Records to process
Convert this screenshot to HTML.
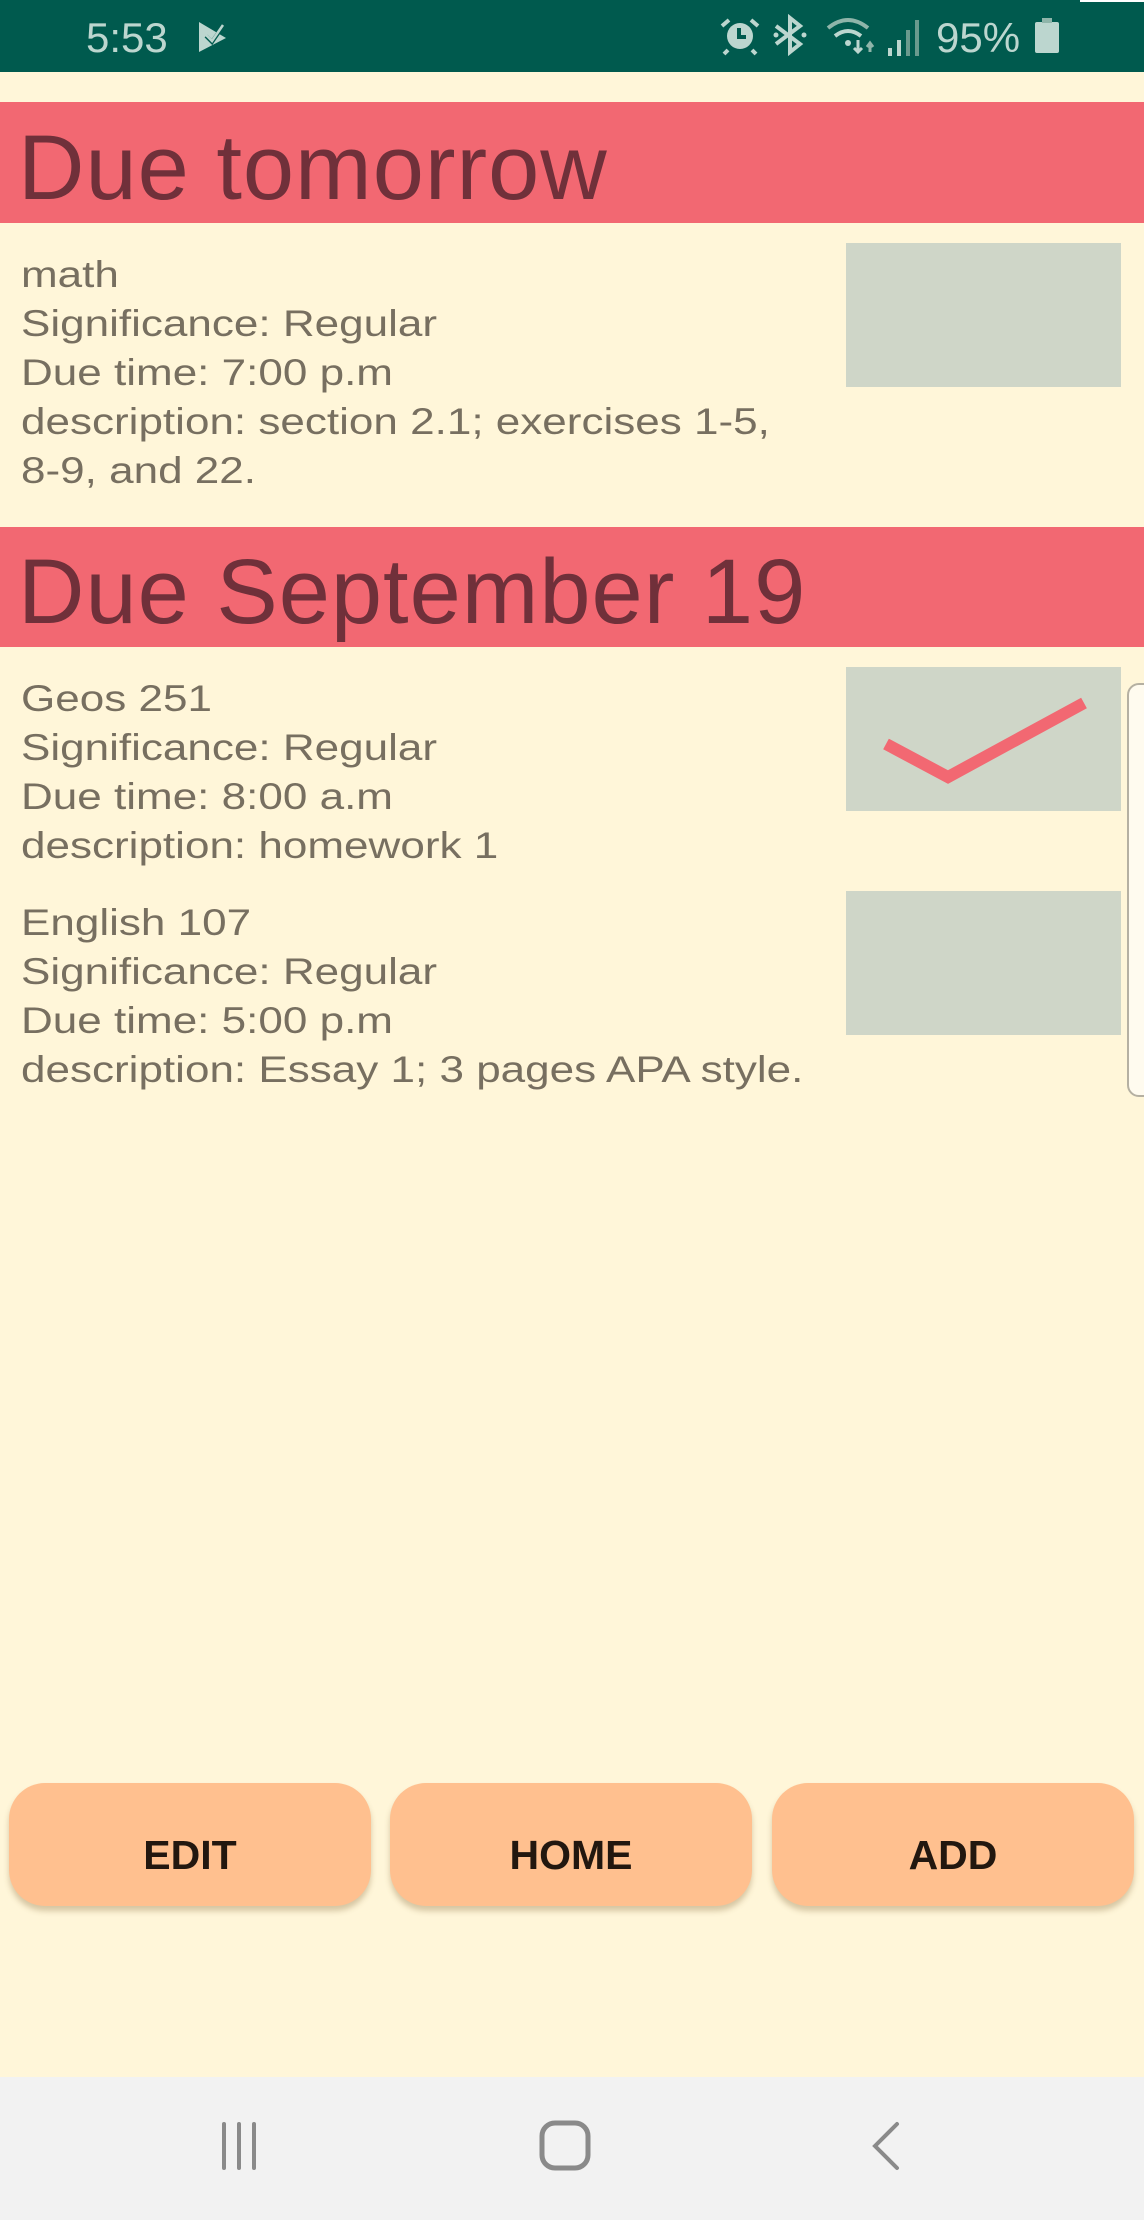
<!DOCTYPE html>
<html><head><meta charset="utf-8"><style>
*{margin:0;padding:0;box-sizing:border-box}
body{width:1144px;height:2220px;background:#fff6d9;font-family:"Liberation Sans",Arial,sans-serif;position:relative;overflow:hidden}
.abs{position:absolute}
#sb{left:0;top:0;width:1144px;height:72px;background:#005a4e}
.sbt{color:#bcd6cf;font-size:42px;top:14px}
.hdr{left:0;width:1144px;background:#f26872;color:#70303a;font-size:92px;padding-left:18px;letter-spacing:1px;white-space:nowrap}
.txt{left:21px;color:#776f60;font-size:37px;line-height:49px;white-space:nowrap;transform:scaleX(1.19);transform-origin:0 0}
.box{left:846px;width:275px;height:144px;background:#cfd6c8}
.btn{top:1783px;height:123px;background:#ffc08f;border-radius:36px;box-shadow:0 5px 6px rgba(120,90,40,0.3);color:#22170f;font-size:41px;font-weight:bold;text-align:center;line-height:144px}
#nav{left:0;top:2077px;width:1144px;height:143px;background:#f2f2f2}
</style></head><body>
<div id="sb" class="abs"></div>
<div class="abs" style="left:1080px;top:0;width:64px;height:2px;background:#fff"></div>
<div class="abs sbt" style="left:86px">5:53</div>
<svg class="abs" style="left:196px;top:18px" width="40" height="36" viewBox="0 0 40 36"><path d="M3 4 L30 20 L3 34 Z" fill="#bcd6cf"/><path d="M10 18 L16 24 L27 8" stroke="#005a4e" stroke-width="4" fill="none"/><path d="M10 18 L16 24 L27 8" stroke="#bcd6cf" stroke-width="2.5" fill="none" transform="translate(0,-1)"/></svg>
<svg class="abs" style="left:718px;top:16px" width="44" height="40" viewBox="0 0 44 40"><circle cx="22" cy="20" r="13" fill="#bcd6cf"/><path d="M21 12 V21 H28" stroke="#005a4e" stroke-width="4" fill="none"/><path d="M4 10 L11 4 M40 10 L33 4 M10 34 L6 38 M34 34 L38 38" stroke="#bcd6cf" stroke-width="4"/></svg>
<svg class="abs" style="left:772px;top:14px" width="36" height="42" viewBox="0 0 36 42"><path d="M4 12 L28 30 L18 38 V4 L28 12 L4 30" stroke="#bcd6cf" stroke-width="4" fill="none"/><circle cx="4" cy="21" r="2.5" fill="#bcd6cf"/><circle cx="32" cy="21" r="2.5" fill="#bcd6cf"/></svg>
<svg class="abs" style="left:826px;top:16px" width="50" height="40" viewBox="0 0 50 40"><path d="M2 12 Q22 -4 42 12" stroke="#8fb5aa" stroke-width="4" fill="none"/><path d="M9 20 Q22 10 35 20" stroke="#bcd6cf" stroke-width="4" fill="none"/><circle cx="22" cy="27" r="3" fill="#bcd6cf"/><path d="M32 24 V36 M28 32 L32 36 L36 32" stroke="#bcd6cf" stroke-width="3" fill="none"/><path d="M44 36 V28 M41 31 L44 27 L47 31" stroke="#8fb5aa" stroke-width="3" fill="none"/></svg>
<svg class="abs" style="left:886px;top:18px" width="36" height="38" viewBox="0 0 36 38"><rect x="2" y="30" width="4" height="8" fill="#bcd6cf"/><rect x="11" y="22" width="4" height="16" fill="#bcd6cf"/><rect x="20" y="12" width="4" height="26" fill="#6a9a8e"/><rect x="29" y="2" width="4" height="36" fill="#6a9a8e"/></svg>
<div class="abs sbt" style="left:936px">95%</div>
<div class="abs" style="left:1035px;top:22px;width:24px;height:31px;background:#bcd6cf;border-radius:2px"></div>
<div class="abs" style="left:1042px;top:18px;width:10px;height:5px;background:#8fb5aa"></div>

<div class="abs hdr" style="top:102px;height:121px;line-height:132px">Due tomorrow</div>
<div class="abs txt" style="top:250px">math<br>Significance: Regular<br>Due time: 7:00 p.m<br>description: section 2.1; exercises 1-5,<br>8-9, and 22.</div>
<div class="abs box" style="top:243px"></div>

<div class="abs hdr" style="top:527px;height:120px;line-height:130px">Due September 19</div>
<div class="abs txt" style="top:674px">Geos 251<br>Significance: Regular<br>Due time: 8:00 a.m<br>description: homework 1</div>
<div class="abs box" style="top:667px"></div>
<svg class="abs" style="left:846px;top:667px" width="275" height="144"><path d="M40 77 L102 110 L238 36" stroke="#f26872" stroke-width="12" fill="none"/></svg>
<div class="abs txt" style="top:898px">English 107<br>Significance: Regular<br>Due time: 5:00 p.m<br>description: Essay 1; 3 pages APA style.</div>
<div class="abs box" style="top:891px"></div>
<div class="abs" style="left:1127px;top:683px;width:30px;height:414px;border:2px solid #b5b0a2;border-radius:12px;background:#fffbef"></div>

<div class="abs btn" style="left:9px;width:362px">EDIT</div>
<div class="abs btn" style="left:390px;width:362px">HOME</div>
<div class="abs btn" style="left:772px;width:362px">ADD</div>

<div id="nav" class="abs"></div>
<svg class="abs" style="left:215px;top:2115px" width="700" height="60"><path d="M9 9 V53 M24 9 V53 M39 9 V53" stroke="#8a8a8a" stroke-width="4" stroke-linecap="round"/><rect x="327" y="8" width="46" height="45" rx="13" stroke="#8a8a8a" stroke-width="5" fill="none"/><path d="M682 9 L660 31 L682 53" stroke="#8a8a8a" stroke-width="4" fill="none" stroke-linecap="round"/></svg>
</body></html>
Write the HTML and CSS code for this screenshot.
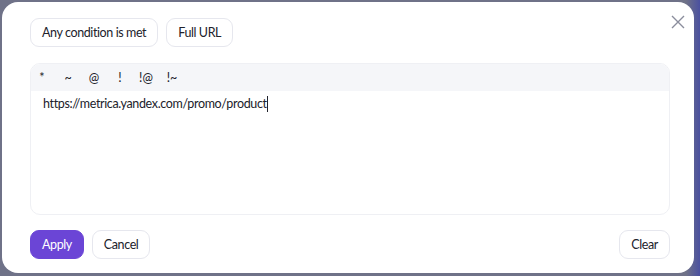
FILE: index.html
```html
<!DOCTYPE html>
<html lang="en">
<head>
    <meta charset="UTF-8">
    <title>URL condition</title>
    <link rel="stylesheet" href="styles.css">
</head>
<body>
    <div class="modal">
        <button class="close" type="button" aria-label="Close">
            <svg width="14" height="14" viewBox="0 0 14 14"><path d="M1 1L13 13M13 1L1 13" stroke="#8a8d9c" stroke-width="1.4" fill="none"/></svg>
        </button>
        <div class="top">
            <button class="btn">Any condition is met</button>
            <button class="btn">Full URL</button>
        </div>
        <div class="editor">
            <div class="tools">
                <span>*</span><span>~</span><span>@</span><span>!</span><span>!@</span><span>!~</span>
            </div>
            <div class="body">
                <span class="url">https://metrica.yandex.com/promo/product</span><span class="caret"></span>
            </div>
        </div>
        <div class="bottom">
            <button class="btn primary">Apply</button>
            <button class="btn">Cancel</button>
            <button class="btn right">Clear</button>
        </div>
    </div>
</body>
</html>
```

FILE: styles.css
```css
html,body{margin:0;padding:0;}
body{
    width:700px;
    height:276px;
    background:linear-gradient(90deg,#6f7288 0%,#6f7288 98%,#4a50a0 100%);
    font-family:Lato,"Noto Sans",sans-serif;
    color:#21222b;
    padding:2px 6px 3px 2px;
    box-sizing:border-box;
}
.modal{
    position:relative;
    height:100%;
    background:#fff;
    border-radius:16px;
    padding:16px 24px 14px 28px;
    box-sizing:border-box;
    display:flex;
    flex-direction:column;
}
.close{
    position:absolute;
    top:13px;
    right:9px;
    border:0;
    background:none;
    padding:0;
    width:14px;
    height:14px;
}
.btn{
    font-family:inherit;
    font-size:12.5px;
    letter-spacing:-0.4px;
    color:#21222b;
    background:#fff;
    border:1px solid #e6e7ee;
    border-radius:9px;
    height:29px;
    padding:0 11px;
    line-height:27px;
}
.top{display:flex;gap:8px;}
.editor{
    margin-top:16px;
    height:150px;
    border:1px solid #eff0f4;
    border-radius:10px;
    overflow:hidden;
    display:flex;
    flex-direction:column;
}
.tools{
    background:#f5f6f9;
    height:27px;
    display:flex;
    align-items:center;
    font-size:12.5px;
}
.tools span{width:26px;text-align:center;}
.tools span:first-child{margin-left:-2px;}
.body{
    padding:4px 12px;
    font-size:12.5px;
    letter-spacing:-0.35px;
    line-height:18px;
    display:flex;
    align-items:flex-start;
}
.caret{
    display:inline-block;
    width:1px;
    height:16px;
    margin-top:1px;
    background:#21222b;
}
.bottom{
    margin-top:auto;
    display:flex;
    gap:8px;
}
.primary{
    background:#6b45d6;
    border-color:#6b45d6;
    color:#fff;
}
.right{margin-left:auto;}
```
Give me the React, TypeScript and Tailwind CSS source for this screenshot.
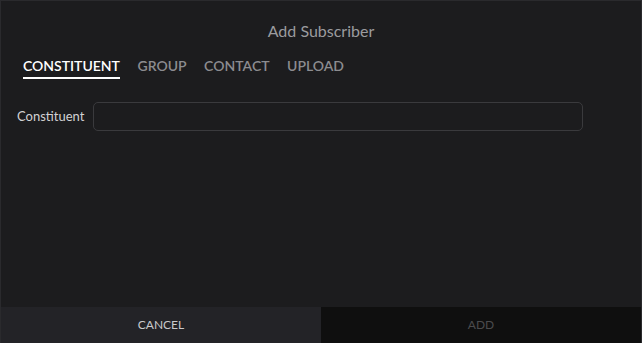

What is asked
Scan the records above for the string "screenshot", then report every line that contains it.

Output for this exercise
Convert this screenshot to HTML.
Write the HTML and CSS code for this screenshot.
Give me the React, TypeScript and Tailwind CSS source for this screenshot.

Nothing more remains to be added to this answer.